• Recorded information:
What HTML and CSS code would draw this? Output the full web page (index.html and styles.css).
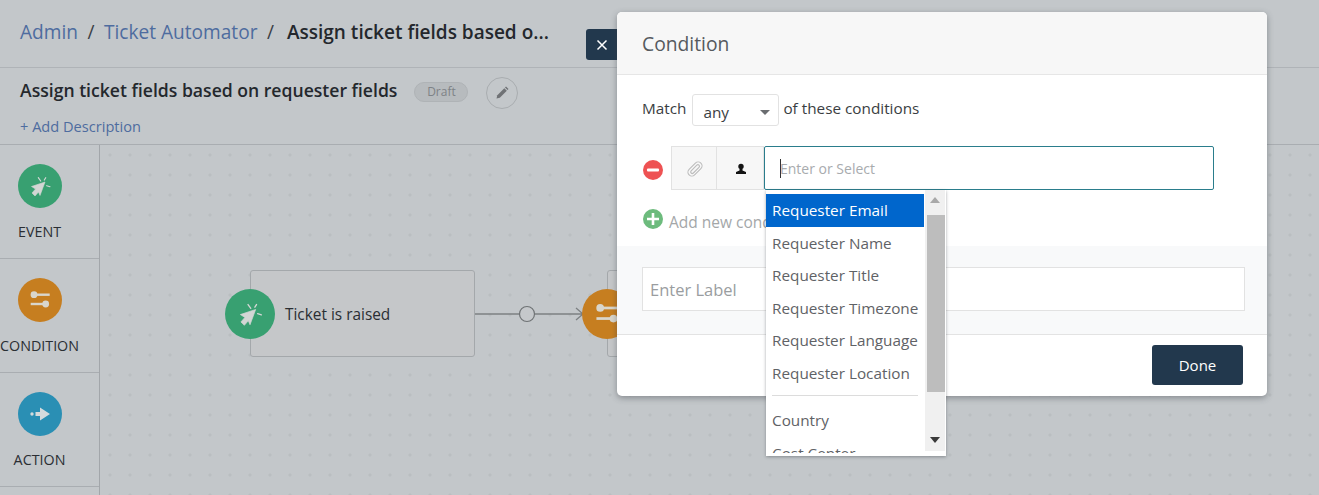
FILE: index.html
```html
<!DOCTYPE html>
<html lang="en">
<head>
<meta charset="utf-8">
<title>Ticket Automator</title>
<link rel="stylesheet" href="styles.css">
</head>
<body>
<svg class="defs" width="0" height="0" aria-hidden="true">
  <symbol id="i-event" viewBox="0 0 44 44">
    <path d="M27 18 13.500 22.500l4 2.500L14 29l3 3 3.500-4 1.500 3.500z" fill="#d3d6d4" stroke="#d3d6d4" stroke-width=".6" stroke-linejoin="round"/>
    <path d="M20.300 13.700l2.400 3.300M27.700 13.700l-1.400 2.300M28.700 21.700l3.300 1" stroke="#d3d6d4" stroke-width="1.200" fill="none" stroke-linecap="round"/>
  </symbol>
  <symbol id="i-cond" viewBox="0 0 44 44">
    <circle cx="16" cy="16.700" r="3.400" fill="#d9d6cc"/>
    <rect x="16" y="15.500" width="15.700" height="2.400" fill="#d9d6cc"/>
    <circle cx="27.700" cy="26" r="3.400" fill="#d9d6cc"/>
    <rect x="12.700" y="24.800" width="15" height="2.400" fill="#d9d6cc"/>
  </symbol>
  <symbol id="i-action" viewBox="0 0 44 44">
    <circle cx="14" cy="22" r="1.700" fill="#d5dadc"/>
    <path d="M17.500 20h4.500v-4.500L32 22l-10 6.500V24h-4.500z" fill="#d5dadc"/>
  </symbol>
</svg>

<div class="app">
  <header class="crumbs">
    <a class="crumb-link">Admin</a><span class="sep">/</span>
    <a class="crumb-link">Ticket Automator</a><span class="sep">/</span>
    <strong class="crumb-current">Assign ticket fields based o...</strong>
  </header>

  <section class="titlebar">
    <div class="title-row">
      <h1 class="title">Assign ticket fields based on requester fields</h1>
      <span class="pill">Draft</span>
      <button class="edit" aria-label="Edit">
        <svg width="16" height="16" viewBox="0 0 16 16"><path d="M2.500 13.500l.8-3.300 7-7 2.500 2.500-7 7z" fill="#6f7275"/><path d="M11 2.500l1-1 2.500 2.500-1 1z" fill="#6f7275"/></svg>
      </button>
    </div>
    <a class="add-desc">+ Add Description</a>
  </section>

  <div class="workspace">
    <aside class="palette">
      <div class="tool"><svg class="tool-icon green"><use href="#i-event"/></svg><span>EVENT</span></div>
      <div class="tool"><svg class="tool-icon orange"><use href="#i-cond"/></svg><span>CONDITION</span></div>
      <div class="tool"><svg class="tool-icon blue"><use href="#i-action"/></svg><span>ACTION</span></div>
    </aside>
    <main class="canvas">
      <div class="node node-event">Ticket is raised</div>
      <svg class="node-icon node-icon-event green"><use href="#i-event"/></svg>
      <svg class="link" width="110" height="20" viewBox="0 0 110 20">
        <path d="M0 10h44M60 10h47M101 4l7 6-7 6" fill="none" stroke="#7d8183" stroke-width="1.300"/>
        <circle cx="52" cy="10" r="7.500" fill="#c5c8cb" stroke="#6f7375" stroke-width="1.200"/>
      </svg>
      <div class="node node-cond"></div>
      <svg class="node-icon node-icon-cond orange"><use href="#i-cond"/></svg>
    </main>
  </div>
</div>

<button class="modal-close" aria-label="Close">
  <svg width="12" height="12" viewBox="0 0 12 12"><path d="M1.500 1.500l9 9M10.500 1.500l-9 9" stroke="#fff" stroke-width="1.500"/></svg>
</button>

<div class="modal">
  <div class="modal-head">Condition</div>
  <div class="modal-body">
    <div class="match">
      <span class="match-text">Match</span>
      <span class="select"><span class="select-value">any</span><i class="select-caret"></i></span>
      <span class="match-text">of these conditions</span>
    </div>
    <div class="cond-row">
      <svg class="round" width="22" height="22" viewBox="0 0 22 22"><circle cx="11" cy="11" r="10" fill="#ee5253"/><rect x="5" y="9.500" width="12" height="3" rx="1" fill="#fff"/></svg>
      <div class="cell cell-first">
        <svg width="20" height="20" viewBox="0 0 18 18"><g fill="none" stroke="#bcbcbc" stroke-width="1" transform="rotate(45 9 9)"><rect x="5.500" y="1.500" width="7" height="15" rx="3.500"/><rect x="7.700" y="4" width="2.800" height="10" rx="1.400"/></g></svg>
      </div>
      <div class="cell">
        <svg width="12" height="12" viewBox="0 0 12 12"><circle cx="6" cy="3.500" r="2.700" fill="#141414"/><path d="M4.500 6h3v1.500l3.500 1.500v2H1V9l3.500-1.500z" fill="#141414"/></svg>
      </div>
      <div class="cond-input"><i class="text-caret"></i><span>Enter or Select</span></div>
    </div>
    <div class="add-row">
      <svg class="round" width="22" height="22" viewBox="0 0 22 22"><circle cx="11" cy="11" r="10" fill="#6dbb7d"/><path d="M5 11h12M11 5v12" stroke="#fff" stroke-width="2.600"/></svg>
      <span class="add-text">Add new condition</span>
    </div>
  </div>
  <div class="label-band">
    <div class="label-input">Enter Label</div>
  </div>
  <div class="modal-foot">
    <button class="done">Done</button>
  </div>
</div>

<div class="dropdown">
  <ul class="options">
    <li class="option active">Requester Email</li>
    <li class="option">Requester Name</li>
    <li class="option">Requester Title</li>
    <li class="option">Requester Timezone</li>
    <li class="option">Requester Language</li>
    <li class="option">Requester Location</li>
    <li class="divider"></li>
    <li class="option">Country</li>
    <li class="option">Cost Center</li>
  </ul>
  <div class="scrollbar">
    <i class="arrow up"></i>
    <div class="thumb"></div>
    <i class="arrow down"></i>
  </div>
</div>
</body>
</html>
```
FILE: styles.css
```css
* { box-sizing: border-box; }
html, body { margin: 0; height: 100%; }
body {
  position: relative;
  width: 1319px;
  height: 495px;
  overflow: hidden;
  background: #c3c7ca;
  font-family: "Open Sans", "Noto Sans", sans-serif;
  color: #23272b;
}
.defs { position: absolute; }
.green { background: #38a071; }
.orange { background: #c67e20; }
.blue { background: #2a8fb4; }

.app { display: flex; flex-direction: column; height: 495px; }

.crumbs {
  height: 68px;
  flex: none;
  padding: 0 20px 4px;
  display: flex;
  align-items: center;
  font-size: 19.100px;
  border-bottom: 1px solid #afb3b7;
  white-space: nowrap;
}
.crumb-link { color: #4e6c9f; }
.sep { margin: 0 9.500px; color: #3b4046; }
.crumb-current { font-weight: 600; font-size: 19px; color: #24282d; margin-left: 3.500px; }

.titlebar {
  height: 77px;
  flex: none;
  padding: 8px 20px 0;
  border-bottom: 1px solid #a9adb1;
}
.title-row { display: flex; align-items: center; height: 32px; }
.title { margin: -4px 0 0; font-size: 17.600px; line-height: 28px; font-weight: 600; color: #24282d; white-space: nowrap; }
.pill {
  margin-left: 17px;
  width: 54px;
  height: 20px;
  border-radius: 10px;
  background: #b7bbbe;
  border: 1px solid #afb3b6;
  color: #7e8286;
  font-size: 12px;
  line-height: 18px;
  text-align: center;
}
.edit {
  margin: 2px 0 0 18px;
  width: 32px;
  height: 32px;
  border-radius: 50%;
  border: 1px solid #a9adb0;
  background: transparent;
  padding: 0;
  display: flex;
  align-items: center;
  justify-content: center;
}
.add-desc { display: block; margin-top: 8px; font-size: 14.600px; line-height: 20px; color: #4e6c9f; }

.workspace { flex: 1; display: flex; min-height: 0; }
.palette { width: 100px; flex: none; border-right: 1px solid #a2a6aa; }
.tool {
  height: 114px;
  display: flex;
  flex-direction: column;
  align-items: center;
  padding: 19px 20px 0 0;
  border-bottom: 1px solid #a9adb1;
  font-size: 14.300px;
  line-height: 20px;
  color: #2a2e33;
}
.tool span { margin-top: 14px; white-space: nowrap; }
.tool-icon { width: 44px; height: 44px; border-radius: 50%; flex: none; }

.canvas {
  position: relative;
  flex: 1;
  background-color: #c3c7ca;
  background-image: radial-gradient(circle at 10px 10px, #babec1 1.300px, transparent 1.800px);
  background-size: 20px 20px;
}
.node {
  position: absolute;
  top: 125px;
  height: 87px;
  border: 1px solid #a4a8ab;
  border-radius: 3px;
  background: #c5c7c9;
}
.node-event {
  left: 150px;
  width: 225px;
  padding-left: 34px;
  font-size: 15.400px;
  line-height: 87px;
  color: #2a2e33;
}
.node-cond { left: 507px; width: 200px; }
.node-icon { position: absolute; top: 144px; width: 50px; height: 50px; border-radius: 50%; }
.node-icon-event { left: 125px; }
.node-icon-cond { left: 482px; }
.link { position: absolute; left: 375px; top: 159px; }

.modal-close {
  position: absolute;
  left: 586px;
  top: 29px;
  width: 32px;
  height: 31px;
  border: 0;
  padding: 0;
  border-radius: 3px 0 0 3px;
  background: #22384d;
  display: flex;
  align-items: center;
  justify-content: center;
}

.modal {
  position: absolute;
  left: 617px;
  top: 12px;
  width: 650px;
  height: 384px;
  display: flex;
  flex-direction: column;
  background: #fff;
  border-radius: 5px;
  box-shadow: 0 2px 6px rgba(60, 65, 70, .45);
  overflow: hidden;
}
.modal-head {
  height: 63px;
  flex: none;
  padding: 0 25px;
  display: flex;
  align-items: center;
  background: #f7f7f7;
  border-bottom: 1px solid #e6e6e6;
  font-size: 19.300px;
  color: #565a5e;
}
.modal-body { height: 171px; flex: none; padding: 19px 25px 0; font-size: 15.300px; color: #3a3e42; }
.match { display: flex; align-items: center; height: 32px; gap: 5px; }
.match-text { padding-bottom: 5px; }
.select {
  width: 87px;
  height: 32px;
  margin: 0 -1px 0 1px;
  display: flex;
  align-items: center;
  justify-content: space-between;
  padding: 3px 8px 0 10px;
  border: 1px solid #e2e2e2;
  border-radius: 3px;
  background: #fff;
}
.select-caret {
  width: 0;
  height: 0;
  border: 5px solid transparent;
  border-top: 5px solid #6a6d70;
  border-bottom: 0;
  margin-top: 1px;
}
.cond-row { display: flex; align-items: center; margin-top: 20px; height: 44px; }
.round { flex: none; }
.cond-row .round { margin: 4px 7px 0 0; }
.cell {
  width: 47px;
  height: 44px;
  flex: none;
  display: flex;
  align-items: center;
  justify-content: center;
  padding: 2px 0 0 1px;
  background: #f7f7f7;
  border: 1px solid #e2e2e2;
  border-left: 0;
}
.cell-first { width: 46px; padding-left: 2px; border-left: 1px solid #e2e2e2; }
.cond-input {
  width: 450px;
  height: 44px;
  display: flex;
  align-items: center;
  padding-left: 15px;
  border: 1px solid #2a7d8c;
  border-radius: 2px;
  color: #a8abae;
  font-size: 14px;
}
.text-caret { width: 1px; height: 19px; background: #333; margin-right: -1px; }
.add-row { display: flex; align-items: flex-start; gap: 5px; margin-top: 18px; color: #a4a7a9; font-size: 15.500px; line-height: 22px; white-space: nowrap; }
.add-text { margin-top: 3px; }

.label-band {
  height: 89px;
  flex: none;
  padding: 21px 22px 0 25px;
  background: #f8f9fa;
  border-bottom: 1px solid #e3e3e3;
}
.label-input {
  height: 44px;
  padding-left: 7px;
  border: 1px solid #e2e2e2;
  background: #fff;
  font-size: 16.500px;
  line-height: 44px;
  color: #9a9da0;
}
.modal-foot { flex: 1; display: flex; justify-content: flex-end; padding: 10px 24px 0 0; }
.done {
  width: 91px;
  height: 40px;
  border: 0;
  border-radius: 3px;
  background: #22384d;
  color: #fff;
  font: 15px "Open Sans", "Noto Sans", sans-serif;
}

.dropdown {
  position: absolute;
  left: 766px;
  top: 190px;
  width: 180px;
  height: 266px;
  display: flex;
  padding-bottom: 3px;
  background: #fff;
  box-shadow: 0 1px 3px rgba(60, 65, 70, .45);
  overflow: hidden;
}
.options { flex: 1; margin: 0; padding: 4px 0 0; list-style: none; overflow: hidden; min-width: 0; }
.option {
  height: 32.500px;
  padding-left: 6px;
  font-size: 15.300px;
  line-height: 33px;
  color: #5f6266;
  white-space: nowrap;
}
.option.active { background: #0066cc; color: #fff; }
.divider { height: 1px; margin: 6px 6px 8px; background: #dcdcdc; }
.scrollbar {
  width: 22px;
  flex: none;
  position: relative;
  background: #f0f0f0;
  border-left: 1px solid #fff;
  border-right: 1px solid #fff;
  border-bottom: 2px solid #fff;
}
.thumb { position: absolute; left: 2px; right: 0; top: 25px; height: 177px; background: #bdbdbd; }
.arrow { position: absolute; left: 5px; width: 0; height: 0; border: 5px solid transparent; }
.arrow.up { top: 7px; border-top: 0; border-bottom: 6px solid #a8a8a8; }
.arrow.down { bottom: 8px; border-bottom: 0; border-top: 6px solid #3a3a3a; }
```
* * *
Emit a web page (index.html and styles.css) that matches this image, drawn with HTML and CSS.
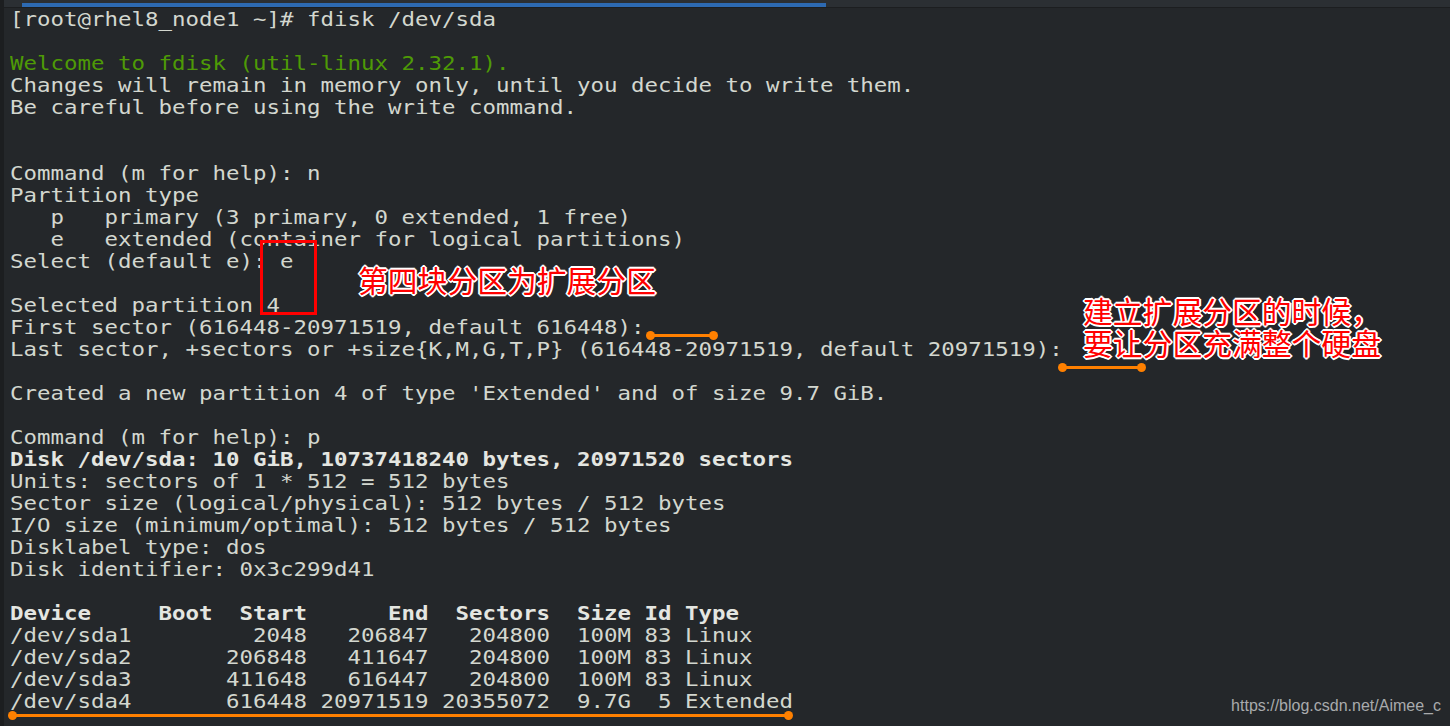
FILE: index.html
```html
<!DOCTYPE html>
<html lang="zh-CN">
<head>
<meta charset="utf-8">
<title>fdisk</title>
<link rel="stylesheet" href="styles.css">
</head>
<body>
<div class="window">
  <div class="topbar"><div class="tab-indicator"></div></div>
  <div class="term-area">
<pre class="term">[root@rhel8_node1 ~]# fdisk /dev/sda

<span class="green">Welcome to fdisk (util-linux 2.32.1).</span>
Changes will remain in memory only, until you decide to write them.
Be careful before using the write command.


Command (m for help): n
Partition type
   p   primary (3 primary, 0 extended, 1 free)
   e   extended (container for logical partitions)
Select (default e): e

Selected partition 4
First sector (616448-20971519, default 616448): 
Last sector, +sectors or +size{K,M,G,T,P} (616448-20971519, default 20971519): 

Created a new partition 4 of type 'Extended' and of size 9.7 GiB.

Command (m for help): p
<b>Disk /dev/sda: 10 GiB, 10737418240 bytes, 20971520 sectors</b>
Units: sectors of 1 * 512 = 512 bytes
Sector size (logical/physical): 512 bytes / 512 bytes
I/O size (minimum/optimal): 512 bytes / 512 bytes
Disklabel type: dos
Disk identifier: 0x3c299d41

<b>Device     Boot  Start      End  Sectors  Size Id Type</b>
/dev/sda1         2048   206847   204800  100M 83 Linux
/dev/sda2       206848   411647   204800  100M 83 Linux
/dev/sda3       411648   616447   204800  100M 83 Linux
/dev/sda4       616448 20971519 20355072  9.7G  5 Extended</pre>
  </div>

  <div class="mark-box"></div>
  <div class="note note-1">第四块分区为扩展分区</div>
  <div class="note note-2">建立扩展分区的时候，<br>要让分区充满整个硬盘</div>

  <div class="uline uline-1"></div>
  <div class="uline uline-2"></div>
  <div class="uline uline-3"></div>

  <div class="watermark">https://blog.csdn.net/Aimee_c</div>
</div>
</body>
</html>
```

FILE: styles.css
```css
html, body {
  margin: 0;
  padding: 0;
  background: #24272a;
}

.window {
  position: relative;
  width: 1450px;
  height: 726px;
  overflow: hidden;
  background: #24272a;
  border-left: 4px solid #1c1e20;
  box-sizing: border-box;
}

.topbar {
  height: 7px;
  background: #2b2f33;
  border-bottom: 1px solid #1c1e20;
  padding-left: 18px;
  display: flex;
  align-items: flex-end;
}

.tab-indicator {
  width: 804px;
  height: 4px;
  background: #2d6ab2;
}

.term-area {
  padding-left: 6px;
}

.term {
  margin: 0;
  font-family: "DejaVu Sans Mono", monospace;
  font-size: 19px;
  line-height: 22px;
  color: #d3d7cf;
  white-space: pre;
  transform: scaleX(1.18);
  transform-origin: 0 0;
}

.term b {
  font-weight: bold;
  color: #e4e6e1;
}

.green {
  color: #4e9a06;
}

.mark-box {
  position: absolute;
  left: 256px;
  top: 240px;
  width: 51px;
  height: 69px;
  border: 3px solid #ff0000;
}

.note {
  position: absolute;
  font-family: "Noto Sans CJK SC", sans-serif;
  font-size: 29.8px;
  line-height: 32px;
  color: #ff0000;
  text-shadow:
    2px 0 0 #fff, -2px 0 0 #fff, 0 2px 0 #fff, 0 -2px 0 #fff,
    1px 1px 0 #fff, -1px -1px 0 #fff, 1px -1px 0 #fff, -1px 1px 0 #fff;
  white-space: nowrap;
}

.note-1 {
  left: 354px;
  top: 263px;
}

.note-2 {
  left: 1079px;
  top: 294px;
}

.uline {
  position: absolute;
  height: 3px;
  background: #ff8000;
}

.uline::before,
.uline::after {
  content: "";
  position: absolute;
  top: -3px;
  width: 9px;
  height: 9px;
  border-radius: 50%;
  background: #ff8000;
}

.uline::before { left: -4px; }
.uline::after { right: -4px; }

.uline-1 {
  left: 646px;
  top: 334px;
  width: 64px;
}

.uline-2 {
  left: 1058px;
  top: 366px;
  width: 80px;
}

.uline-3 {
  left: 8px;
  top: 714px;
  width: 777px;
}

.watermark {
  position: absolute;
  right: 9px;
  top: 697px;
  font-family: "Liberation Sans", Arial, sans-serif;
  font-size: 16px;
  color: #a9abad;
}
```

• Requirement:
Find each line holding "image". Copy it out.

• Reply to the exercise:
  background-image: radial-gradient(circle at 10px 10px, #babec1 1.300px, transparent 1.800px);
Emit a web page (index.html and styles.css) that matches this image, drawn with HTML and CSS.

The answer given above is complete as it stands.